El tiempo pasó indefectiblemente y un cazador, después de cocinar la liebre al ajillo –tras tenerla hirviendo largo tiempo para que quedara blandita– y habérsela comido tan ricamente, se percató que hacía mucho que no vigilaba el bosque, tanto como había tardado en cazar la liebre. Así que se enfundó sus botas de cazador, su chaqueta de cazador –porque en el bosque refresca-, su cinturón –ese donde se ponen las balas de cazador– y, por supuesto, la escopeta de cazador. Y silenció el móvil por si las moscas. Y se fue a vigilar el bosque. Imaginaos la cara que se le quedó cuando vio elsarao que tenían allí montado Ignacio y los lobos: glamurosos ropajes, excelsos manjares y hasta canoas de lujo atracadas en el río ¡El cazador no daba crédito a lo que veían sus ojos! ¿Acaso era verdad lo que habían dicho algunos habitantes del pueblo? Pero… ¿cómo creerles, si estaban hablando de Ignacio? Nuestro cazador, rojo de indignación, se acercó a ellos, y ellos, blancos de espanto, se quedaron ojipláticos. Mientras Ignacio era arrastrado veía a lo lejos cómo su guardia pretoriana corría a esconderse tras los centenarios robles y se libraba de ser capturada.

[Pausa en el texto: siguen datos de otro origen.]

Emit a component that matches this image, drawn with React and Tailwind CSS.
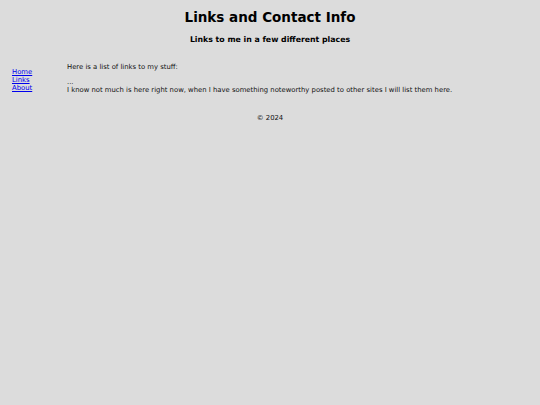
// App.jsx
// Simple static "Links and Contact Info" page: header, side nav, content and footer.

import React from 'react';

const navLinks = ['Home', 'Links', 'About'];

const App = () => {
  return (
    <div
      className="min-h-screen w-full bg-[#dcdcdc] text-black"
      style={{ fontFamily: '"DejaVu Sans", Verdana, sans-serif' }}
    >
      <header className="pt-[9px] text-center">
        <h1 className="text-[13.5px] font-bold leading-[16px]">Links and Contact Info</h1>
        <h3 className="mt-[10px] text-[7.8px] font-bold leading-[9px]">
          Links to me in a few different places
        </h3>
      </header>

      <div className="mt-[20px] flex">
        <nav className="w-[67px] shrink-0 pl-[12px] pt-[4px] text-[6.85px] leading-[8px]">
          {navLinks.map((link) => (
            <a key={link} href="#" className="block text-[#0000ee] underline">
              {link}
            </a>
          ))}
        </nav>
        <main className="text-[6.85px] leading-[7.7px] text-[#111]">
          <p>Here is a list of links to my stuff:</p>
          <p className="mt-[7.7px]">
            ...
            <br />
            I know not much is here right now, when I have something noteworthy posted to other
            sites I will list them here.
          </p>
        </main>
      </div>

      <footer className="mt-[19px] text-center text-[6.85px] leading-[8px] text-[#111]">
        © 2024
      </footer>
    </div>
  );
};

export default App;
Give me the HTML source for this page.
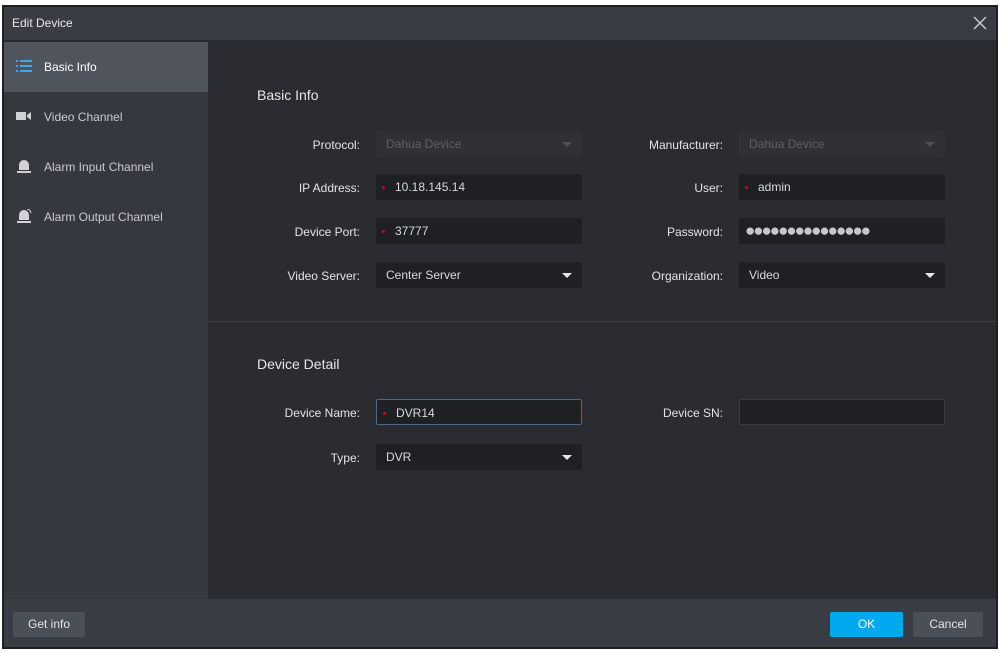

Como era de esperar, se convocó un consejo público para saber qué había pasado y castigar, si procediere, a Ignacio. La noticia corrió como la pólvora en el pueblo y nadie se lo quiso perder. Allí estaban todos: sus amigos de toda la vida, sí, de los que esperaba reconocimiento y admiración por su profesionalidad; estaban quienes habían augurado su caída tan pronto como puso un pie en el sendero, años atrás; también muchos curiosos se acercaron por ver qué se cocía; y, por supuesto, asistieron algunos de los lobos y lobas del bosque, eso sí, ataviados con ropajes humanos para no ser reconocidos por los demás, claro, porque entre ellos bien que se olían.
Tal vez a muchos de vosotros os vengan algunos nombres a la cabeza. Es posible, porque por desgracia y consentimiento abundan los lobos y las caperucitas en este injerto de Italia en España que somos los valencianos, según palabras de don Enric (Juliana, para más señas). Y ese, probablemente, es el drama, la facilidad con la que podemos poner nombre y apellidos al protagonista de esta historia sin tener que irnos no más allá del pueblo vecino. Pero, por seguir con la función moralista que todo cuento tiene, tal vez es la hora de los cazadores. ¿Me preguntáis qué le pasó a nuestro querido Ignacio y al resto de lobos? Pues tendremos que esperar al 11 de enero para saberlo.
*Ningún lobo ha sido dañado o maltratado en el transcurso de este cuento, que yo soy de la generación de los cuentos políticamente correctos.